*Given instruction*. Count how many lines hold the word "this" and give that number as the whole answer.

┄┄┄┄┄┄┄┄┄┄

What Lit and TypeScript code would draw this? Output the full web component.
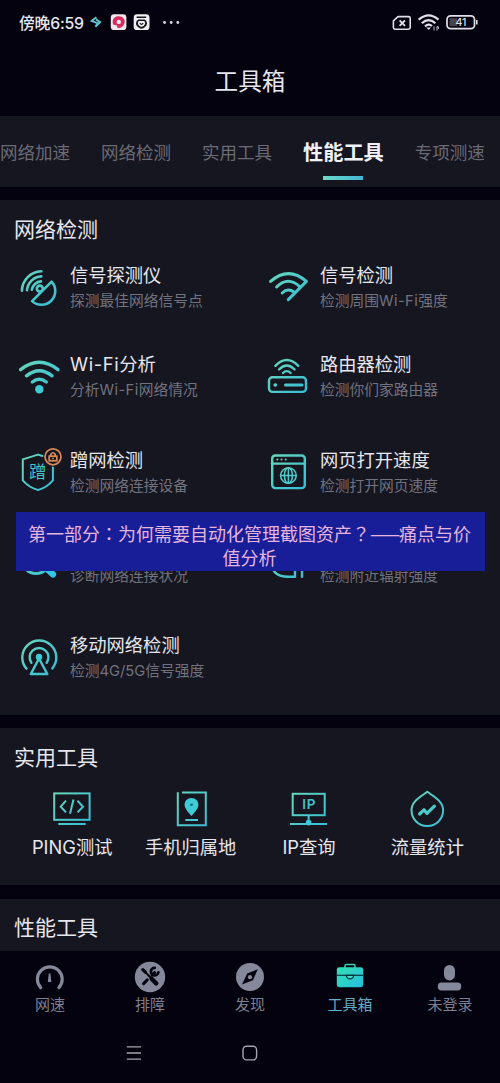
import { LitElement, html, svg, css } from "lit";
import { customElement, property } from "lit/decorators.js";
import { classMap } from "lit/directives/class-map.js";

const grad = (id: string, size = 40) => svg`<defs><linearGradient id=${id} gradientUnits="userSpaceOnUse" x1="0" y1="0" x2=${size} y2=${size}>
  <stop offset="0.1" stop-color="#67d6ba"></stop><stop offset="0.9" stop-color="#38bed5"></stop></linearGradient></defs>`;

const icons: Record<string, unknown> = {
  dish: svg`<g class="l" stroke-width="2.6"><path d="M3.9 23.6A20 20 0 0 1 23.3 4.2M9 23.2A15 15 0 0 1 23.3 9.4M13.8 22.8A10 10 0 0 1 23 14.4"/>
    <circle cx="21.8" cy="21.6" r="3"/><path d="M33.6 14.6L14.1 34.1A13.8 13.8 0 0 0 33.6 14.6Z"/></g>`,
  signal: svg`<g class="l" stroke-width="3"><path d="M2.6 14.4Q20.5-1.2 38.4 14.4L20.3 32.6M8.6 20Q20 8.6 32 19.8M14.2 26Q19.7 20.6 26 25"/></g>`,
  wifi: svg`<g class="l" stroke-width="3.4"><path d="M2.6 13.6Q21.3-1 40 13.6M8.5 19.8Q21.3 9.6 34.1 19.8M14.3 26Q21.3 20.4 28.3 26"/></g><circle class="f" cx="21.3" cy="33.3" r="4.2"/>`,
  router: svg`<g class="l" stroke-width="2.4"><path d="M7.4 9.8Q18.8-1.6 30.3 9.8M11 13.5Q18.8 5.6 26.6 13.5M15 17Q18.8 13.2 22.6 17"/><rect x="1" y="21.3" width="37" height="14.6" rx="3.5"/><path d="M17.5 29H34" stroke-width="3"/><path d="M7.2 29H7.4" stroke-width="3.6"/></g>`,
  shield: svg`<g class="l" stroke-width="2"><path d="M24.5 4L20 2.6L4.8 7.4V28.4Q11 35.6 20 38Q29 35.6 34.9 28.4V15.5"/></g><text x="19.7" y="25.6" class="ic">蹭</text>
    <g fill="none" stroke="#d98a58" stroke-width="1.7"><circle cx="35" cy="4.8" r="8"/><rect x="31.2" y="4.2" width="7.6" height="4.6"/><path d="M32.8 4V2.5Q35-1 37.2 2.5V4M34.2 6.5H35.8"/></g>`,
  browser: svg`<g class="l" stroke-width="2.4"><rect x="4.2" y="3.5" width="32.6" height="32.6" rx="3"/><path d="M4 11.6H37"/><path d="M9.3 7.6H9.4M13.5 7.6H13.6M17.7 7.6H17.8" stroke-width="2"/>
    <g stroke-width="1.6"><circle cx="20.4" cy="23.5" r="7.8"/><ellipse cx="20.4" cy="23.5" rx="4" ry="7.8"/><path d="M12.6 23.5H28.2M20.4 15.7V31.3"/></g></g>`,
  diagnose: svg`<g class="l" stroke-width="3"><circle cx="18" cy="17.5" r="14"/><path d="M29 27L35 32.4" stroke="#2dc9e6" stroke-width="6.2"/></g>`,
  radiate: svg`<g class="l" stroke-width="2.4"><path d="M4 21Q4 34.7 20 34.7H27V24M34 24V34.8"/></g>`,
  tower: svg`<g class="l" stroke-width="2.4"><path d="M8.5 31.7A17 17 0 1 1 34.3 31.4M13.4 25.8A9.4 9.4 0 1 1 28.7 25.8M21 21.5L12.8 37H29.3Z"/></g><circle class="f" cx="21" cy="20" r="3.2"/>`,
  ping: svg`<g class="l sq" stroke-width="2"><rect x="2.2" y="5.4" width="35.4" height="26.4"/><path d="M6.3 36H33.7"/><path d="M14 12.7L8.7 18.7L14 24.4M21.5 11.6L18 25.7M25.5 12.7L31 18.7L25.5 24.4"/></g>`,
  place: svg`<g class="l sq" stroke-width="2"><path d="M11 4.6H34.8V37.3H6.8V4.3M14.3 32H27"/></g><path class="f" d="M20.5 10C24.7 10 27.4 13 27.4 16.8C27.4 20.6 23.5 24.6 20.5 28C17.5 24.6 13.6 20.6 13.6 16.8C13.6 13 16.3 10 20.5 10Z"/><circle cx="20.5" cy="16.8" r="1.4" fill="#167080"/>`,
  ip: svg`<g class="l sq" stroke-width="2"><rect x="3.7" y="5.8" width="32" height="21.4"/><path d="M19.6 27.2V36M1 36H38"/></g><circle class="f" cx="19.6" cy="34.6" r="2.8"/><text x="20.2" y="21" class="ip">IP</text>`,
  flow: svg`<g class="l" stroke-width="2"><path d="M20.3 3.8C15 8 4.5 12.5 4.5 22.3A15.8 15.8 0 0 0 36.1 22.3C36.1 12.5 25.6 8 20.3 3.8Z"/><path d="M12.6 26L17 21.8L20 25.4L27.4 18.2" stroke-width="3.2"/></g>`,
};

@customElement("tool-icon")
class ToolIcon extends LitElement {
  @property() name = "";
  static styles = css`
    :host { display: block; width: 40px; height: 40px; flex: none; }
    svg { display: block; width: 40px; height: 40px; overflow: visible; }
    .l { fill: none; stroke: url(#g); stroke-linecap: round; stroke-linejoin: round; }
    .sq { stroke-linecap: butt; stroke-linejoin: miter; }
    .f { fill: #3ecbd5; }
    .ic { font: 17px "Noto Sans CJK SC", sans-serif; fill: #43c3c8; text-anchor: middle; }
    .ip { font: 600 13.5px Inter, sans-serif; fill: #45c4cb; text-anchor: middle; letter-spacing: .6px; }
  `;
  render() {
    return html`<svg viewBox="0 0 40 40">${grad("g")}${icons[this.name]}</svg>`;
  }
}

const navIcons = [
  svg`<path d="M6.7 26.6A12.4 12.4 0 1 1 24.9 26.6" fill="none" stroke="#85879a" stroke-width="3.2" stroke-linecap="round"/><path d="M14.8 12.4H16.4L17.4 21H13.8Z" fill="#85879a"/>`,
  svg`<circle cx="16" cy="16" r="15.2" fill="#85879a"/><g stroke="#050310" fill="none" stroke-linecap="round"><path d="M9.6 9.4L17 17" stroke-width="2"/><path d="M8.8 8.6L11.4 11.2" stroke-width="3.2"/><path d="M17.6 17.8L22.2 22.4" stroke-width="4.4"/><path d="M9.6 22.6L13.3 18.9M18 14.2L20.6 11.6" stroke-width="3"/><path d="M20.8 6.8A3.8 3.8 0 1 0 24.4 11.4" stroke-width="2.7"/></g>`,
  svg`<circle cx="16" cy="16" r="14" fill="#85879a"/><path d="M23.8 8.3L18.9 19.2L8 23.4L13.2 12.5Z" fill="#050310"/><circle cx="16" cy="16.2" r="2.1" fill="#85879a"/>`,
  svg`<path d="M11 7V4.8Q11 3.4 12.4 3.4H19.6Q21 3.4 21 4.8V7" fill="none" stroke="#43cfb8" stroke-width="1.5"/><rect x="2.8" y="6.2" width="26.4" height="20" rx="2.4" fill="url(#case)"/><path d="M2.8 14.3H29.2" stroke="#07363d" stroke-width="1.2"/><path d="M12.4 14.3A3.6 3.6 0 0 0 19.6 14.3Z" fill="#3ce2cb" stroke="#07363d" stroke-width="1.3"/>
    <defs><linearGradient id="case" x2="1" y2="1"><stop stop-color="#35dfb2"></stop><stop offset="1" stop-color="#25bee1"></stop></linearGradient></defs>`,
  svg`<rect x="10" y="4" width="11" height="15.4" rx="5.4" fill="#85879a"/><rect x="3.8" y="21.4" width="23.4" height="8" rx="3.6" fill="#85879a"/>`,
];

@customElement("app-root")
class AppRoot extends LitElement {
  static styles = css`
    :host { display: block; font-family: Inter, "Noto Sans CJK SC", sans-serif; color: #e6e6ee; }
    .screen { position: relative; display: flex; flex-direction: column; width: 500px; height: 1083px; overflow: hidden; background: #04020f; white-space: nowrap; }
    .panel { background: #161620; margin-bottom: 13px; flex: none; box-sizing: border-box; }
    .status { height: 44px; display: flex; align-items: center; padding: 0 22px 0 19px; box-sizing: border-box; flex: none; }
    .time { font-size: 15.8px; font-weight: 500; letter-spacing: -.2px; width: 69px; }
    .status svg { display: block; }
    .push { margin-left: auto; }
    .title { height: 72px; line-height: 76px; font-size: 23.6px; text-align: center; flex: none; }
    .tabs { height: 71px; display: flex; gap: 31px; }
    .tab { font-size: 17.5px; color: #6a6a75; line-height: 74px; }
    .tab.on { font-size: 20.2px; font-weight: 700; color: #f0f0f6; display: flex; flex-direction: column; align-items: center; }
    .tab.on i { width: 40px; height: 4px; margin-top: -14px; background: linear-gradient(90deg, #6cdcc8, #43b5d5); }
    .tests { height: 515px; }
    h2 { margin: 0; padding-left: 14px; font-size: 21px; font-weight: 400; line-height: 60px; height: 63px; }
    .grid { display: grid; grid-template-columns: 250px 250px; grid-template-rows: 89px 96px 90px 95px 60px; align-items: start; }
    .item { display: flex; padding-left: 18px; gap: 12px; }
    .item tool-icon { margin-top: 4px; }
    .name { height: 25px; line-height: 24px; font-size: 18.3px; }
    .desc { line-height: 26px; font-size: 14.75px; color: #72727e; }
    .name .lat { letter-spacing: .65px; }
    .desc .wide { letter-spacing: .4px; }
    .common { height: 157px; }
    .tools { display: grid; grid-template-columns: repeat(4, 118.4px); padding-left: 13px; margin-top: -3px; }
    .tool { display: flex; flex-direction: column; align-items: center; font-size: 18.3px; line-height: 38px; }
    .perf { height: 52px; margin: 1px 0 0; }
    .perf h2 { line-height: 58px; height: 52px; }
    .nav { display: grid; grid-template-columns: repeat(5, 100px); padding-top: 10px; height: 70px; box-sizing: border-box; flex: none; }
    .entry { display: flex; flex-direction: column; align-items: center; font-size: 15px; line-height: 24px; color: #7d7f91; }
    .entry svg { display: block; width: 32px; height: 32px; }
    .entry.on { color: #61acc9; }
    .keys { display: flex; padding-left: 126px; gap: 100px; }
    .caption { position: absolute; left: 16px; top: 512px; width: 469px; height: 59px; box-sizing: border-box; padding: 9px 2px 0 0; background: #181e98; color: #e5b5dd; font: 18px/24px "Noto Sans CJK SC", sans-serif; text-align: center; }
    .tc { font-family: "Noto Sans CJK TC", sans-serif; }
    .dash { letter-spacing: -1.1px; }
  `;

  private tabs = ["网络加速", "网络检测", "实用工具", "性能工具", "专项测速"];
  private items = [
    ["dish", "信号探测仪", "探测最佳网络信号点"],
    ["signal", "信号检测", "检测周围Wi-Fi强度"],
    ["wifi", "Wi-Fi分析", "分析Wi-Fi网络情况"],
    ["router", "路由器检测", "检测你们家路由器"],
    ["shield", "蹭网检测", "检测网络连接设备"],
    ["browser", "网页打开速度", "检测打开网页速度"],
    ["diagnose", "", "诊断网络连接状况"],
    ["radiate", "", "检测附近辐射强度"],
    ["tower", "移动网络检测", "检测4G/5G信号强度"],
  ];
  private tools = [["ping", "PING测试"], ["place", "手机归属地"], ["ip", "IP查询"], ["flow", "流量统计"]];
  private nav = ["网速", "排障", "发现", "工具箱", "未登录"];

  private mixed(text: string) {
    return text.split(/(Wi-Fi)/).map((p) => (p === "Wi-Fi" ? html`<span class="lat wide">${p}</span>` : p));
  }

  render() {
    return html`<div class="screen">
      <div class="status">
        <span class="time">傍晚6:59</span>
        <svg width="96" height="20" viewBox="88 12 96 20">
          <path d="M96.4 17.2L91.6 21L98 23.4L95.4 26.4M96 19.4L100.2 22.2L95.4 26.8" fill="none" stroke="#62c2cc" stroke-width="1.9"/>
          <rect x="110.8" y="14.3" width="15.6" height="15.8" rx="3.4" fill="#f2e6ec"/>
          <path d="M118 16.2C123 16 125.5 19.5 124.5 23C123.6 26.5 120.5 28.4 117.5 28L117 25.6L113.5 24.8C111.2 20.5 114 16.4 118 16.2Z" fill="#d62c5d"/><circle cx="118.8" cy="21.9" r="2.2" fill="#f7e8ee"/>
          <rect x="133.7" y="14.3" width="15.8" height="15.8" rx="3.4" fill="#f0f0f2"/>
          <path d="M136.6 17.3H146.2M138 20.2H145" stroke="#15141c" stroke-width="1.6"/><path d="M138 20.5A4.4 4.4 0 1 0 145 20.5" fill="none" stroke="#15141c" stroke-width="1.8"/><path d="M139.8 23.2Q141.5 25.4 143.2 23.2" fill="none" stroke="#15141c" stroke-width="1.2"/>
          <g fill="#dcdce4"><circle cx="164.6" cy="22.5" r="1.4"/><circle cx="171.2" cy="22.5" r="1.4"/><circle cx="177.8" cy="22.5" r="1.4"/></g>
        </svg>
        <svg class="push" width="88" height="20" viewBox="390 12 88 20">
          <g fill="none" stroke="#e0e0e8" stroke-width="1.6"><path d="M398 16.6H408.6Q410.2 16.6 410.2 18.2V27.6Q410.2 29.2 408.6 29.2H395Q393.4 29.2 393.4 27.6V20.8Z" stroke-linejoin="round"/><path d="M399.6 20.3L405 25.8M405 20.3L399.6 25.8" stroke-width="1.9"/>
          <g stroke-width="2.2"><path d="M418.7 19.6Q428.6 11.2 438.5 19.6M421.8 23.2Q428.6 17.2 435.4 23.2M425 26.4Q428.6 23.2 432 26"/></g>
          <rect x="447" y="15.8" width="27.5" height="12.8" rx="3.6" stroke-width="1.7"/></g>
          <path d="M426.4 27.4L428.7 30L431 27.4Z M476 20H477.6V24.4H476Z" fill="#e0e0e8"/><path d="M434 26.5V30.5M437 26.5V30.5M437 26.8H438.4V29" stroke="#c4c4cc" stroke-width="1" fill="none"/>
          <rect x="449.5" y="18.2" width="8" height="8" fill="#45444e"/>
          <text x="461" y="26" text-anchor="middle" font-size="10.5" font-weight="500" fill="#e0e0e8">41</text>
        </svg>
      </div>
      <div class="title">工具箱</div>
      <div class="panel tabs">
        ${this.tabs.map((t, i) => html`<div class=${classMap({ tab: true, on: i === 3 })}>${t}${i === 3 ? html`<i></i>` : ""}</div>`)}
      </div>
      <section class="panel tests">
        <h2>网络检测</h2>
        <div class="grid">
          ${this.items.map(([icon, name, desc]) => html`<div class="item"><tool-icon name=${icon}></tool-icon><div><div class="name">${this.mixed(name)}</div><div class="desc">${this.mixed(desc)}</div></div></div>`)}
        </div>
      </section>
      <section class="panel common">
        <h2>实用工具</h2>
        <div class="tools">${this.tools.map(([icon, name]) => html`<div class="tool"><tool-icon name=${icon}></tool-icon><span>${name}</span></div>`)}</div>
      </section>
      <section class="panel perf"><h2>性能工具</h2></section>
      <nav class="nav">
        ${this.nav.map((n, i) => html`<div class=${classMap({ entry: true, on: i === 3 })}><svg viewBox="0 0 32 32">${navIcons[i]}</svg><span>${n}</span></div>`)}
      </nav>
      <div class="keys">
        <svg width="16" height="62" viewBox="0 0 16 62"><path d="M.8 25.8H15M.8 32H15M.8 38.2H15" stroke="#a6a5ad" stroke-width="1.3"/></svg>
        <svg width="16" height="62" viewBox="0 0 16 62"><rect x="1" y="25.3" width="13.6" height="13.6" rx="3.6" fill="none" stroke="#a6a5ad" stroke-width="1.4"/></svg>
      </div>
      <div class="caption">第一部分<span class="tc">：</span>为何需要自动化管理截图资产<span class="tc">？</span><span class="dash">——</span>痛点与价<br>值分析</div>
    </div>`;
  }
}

┄┄┄┄┄┄┄┄┄┄

*Answer to the problem*. 6